- **MATERIAL PROVIDED**
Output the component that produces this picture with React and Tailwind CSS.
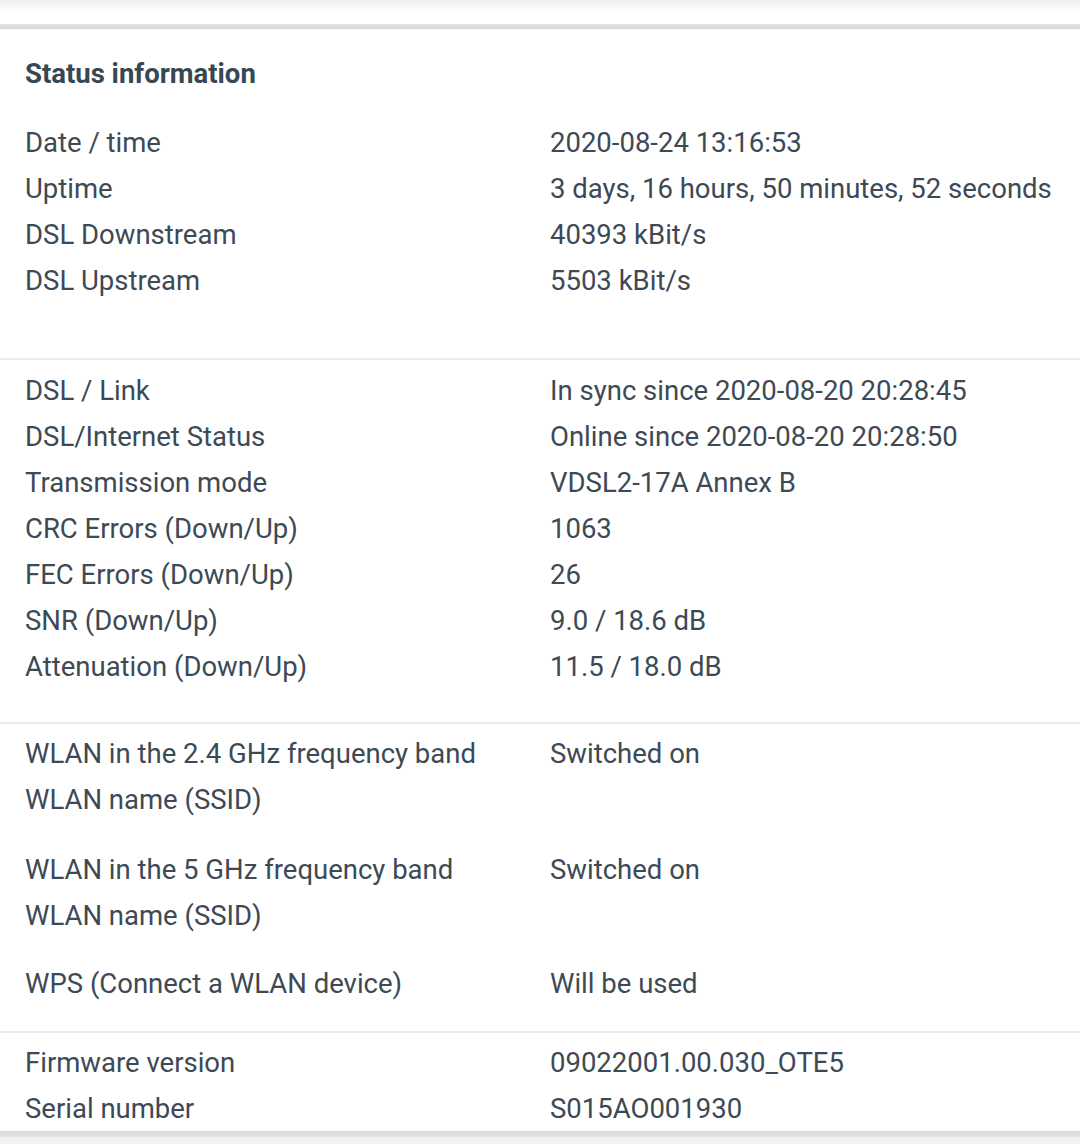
import React from 'react';

const Row = ({ label, value }) => (
  <div className="flex h-[46px] items-center pt-[2px]">
    <div className="w-[525px] shrink-0">{label}</div>
    <div>{value}</div>
  </div>
);

const Divider = () => <div className="h-[2px] bg-[#ececec]" />;

const App = () => {
  return (
    <div
      className="w-[1080px] h-[1144px] overflow-hidden bg-white text-[27.5px] text-[#3d4a55]"
      style={{ fontFamily: 'Roboto, "Noto Sans", sans-serif' }}
    >
      <div className="h-[24px] bg-gradient-to-b from-[#f0f0f0] via-white to-white" />
      <div className="h-[5px] bg-gradient-to-b from-[#e4e4e4] to-[#d6d6d6]" />

      <div className="pl-[25px] pt-[21px] pb-[55px]">
        <h2 className="h-[46px] flex items-center pt-[2px] font-bold text-[27.5px] text-[#384754]">Status information</h2>
        <div className="mt-[23px]">
          <Row label="Date / time" value="2020-08-24 13:16:53" />
          <Row label="Uptime" value="3 days, 16 hours, 50 minutes, 52 seconds" />
          <Row label="DSL Downstream" value="40393 kBit/s" />
          <Row label="DSL Upstream" value="5503 kBit/s" />
        </div>
      </div>
      <Divider />

      <div className="pl-[25px] pt-[7px] pb-[33px]">
        <Row label="DSL / Link" value="In sync since 2020-08-20 20:28:45" />
        <Row label="DSL/Internet Status" value="Online since 2020-08-20 20:28:50" />
        <Row label="Transmission mode" value="VDSL2-17A Annex B" />
        <Row label="CRC Errors (Down/Up)" value="1063" />
        <Row label="FEC Errors (Down/Up)" value="26" />
        <Row label="SNR (Down/Up)" value="9.0 / 18.6 dB" />
        <Row label="Attenuation (Down/Up)" value="11.5 / 18.0 dB" />
      </div>
      <Divider />

      <div className="pl-[25px] pt-[6px] pb-[25px]">
        <Row label="WLAN in the 2.4 GHz frequency band" value="Switched on" />
        <Row label="WLAN name (SSID)" value="" />
        <div className="h-[24px]" />
        <Row label="WLAN in the 5 GHz frequency band" value="Switched on" />
        <Row label="WLAN name (SSID)" value="" />
        <div className="h-[22px]" />
        <Row label="WPS (Connect a WLAN device)" value="Will be used" />
      </div>
      <Divider />

      <div className="pl-[25px] pt-[6px]">
        <Row label="Firmware version" value="09022001.00.030_OTE5" />
        <Row label="Serial number" value="S015AO001930" />
      </div>
      <div className="h-[6px] bg-gradient-to-b from-[#d8d8d8] to-[#e4e4e4]" />
      <div className="h-[8px] bg-[#f2f2f2]" />
    </div>
  );
};

export default App;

- **GOAL OF THE EXERCISE**
Make an exact copy of the lines from the top of the material through the line with "const Divider = ()", pictures excluded.

- **ANSWER TO THE EXERCISE**
Output the component that produces this picture with React and Tailwind CSS.
import React from 'react';

const Row = ({ label, value }) => (
  <div className="flex h-[46px] items-center pt-[2px]">
    <div className="w-[525px] shrink-0">{label}</div>
    <div>{value}</div>
  </div>
);

const Divider = () => <div className="h-[2px] bg-[#ececec]" />;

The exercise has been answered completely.